Sheriff Arpaio Loses Federal Immigration Enforcement Powers

December 15, 2011  | 

The Obama Administration's Department of Homeland Security stripped Maricopa County (Ariz.) Sheriff Joe Arpaio of several federal tools for immigration enforcement after a scathing Justice Department report accused his office of discriminatory policing.

Homeland Security Director Janet Napolitano terminated the agency's 287(g) jail model agreement and restricted access to the Secure Communities fingerprint database. A 287(g) agreement allows local officers to identify, process, and detain immigration offenders, after receiving training from U.S. Immigration and Customs Enforcement.

"Discrimination undermines law enforcement and erodes the public trust," Napolitano said in a statement. "DHS will not be a party to such practices."

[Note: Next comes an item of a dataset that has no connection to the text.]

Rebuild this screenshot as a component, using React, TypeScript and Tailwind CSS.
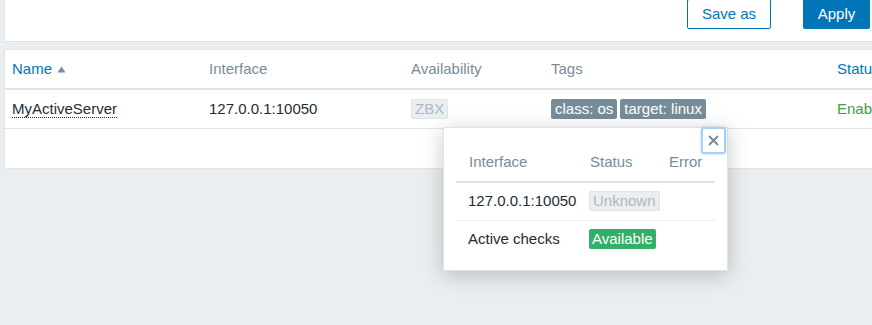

Earlier in the day, the Justice Department accused the sheriff's agency of racially profiling Latinos, retaliating against critics of its practices, and operating its jails in a way that discriminates against Spanish speakers. 

U.S. Assistant Attorney General Thomas E. Perez said the Maricopa County Sheriff's office is "broken in a number of critical respects" at a press conference announcing the findings of the three-year DOJ probe.

Sheriff's Deputy Chief Jack MacIntyre called the release of the findings a "sneak attack" in the Arizona Republic.

The Justice Department began its investigation of the agency in June 2008 and initially focused on allegations of discriminatory policing and discrimination in its jails.

In 2010, the DOJ sued the agency to obtain records. The suit accused Sheriff Arpaio's agency of unlawfully detaining Latinos. The DOJ also claims that Maricopa deputies routinely punish Latino inmates who are limited English proficient when they fail to understand commands given in English, and denies critical services that are provided to other inmates, Perez said.

In the area of discriminatory policing, the DOJ reportedly found that MCSO deputies engage in unlawful racial profiling of Latino drivers. During the investigation, an expert on racial profiling conducted a statistical analysis of MCSO traffic stops. The expert found that Latino drivers were four to nine times more likely to be stopped than similarly situated non-Latino drivers.   The expert concluded that this case involved "the most egregious racial profiling in the United States that he had ever personally observed in the course of his work, observed in litigation, or reviewed in professional literature," Perez said.

In the area of jail management, MCSO apparently drafted a policy in 2010 acknowledging the importance of being able to communicate with Spanish speaking inmates in Spanish and declaring "the use of Spanish is not only important to everyday communication; it is essential to the overall operation of the jails and the safety of the inmates and officers."

The DOJ also listed three other "areas of concern," including use of force, failure to provide adequate police services in Latino communities, and failure to adequately investigate allegations of sexual assault.